On Tue, Sep 7, 2010 at 11:04 AM, CdeMills
<address@hidden> wrote:
The problem with something(dataframe(some_range)) is that we have (Jaroslav,
correct me if I'm wrong), two steps: a call to @dataframe/subrefs, then a
call so @dataframe/something, provided the first call returned a dataframe.
OTOH, is the chaining determined at run time ? I mean, before determining
which 'something' is called, the program has to determine the class of
df(some_range). So we could make things simpler if df(some_range) knows its
context, i.e. the function calling it. Is it possible in 3.2 -- will it be
possible in 3.4 ?
A problem with this sort of introspection is: How does an end user add support for conversion to a custom type? I believe one would have to customize @dataframe/subsref which would probably lead to a support challenges (e.g. for end users things like merging upstream changes may be difficult/troublesome, issues with debugging problems and troubleshooting on help@).
In the long run, it may be better to find an independent syntax that forces indexing to return a dataframe instead of a matrix and never even let bare () return a dataframe. You may even go so far as causing () indexing with incompatible column types raise an error instead of returning an indexed dataframe.
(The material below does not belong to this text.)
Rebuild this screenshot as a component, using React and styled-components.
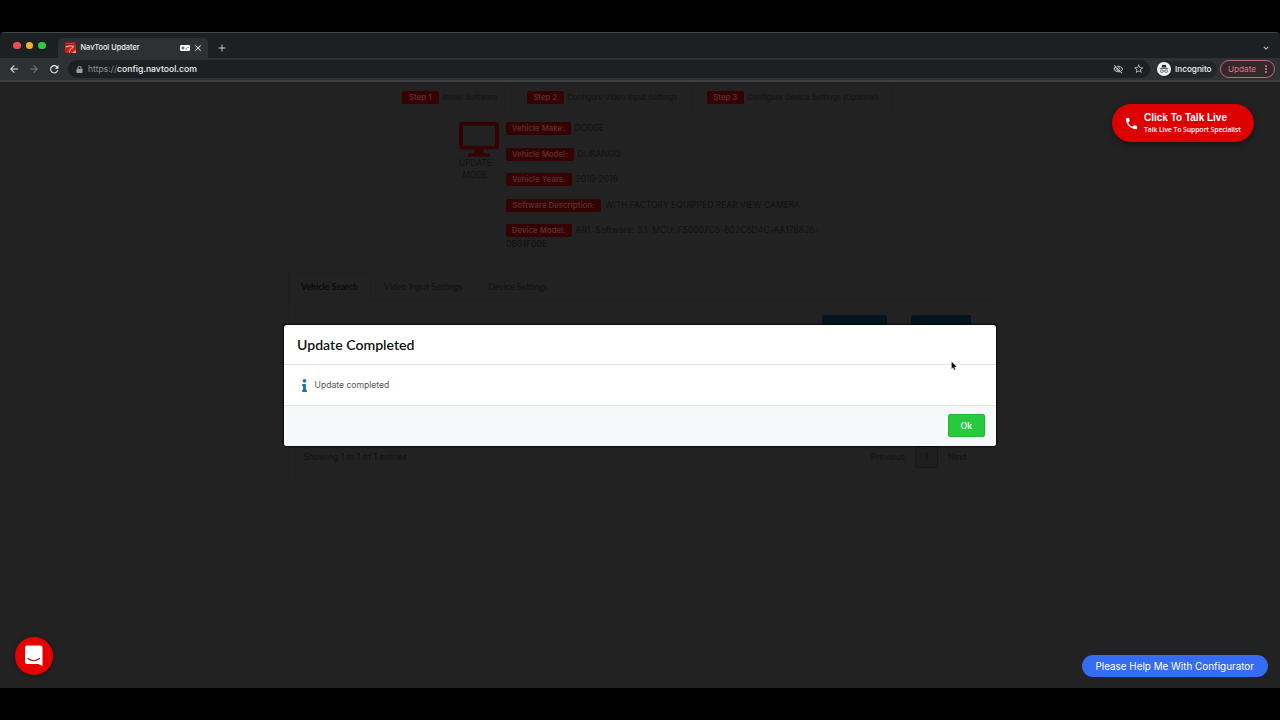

I think a clear separation of dataframe operations is going to be cleanest in the long run. There are a lot of choices for making dataframe do something different because [unlike () with matrices or {} with cell arrays or . with structs], subsetting a dataframe to obtain a dataframe does not require compatibility with anything else because dataframe is novel. How important is the future possibility of using @dataframe in the Matlab numerical environment? Things like df(1:2:end,:).dataframe or df.dataframe(1:2:end,:) should would work fine in either environment. I have no objection to things like:
myclass(df.dataframe(1:2:end,:))
myclass(df(1:2:end,:).dataframe)
The difference being that "dataframe" is being used as the struct key instead of "myclass".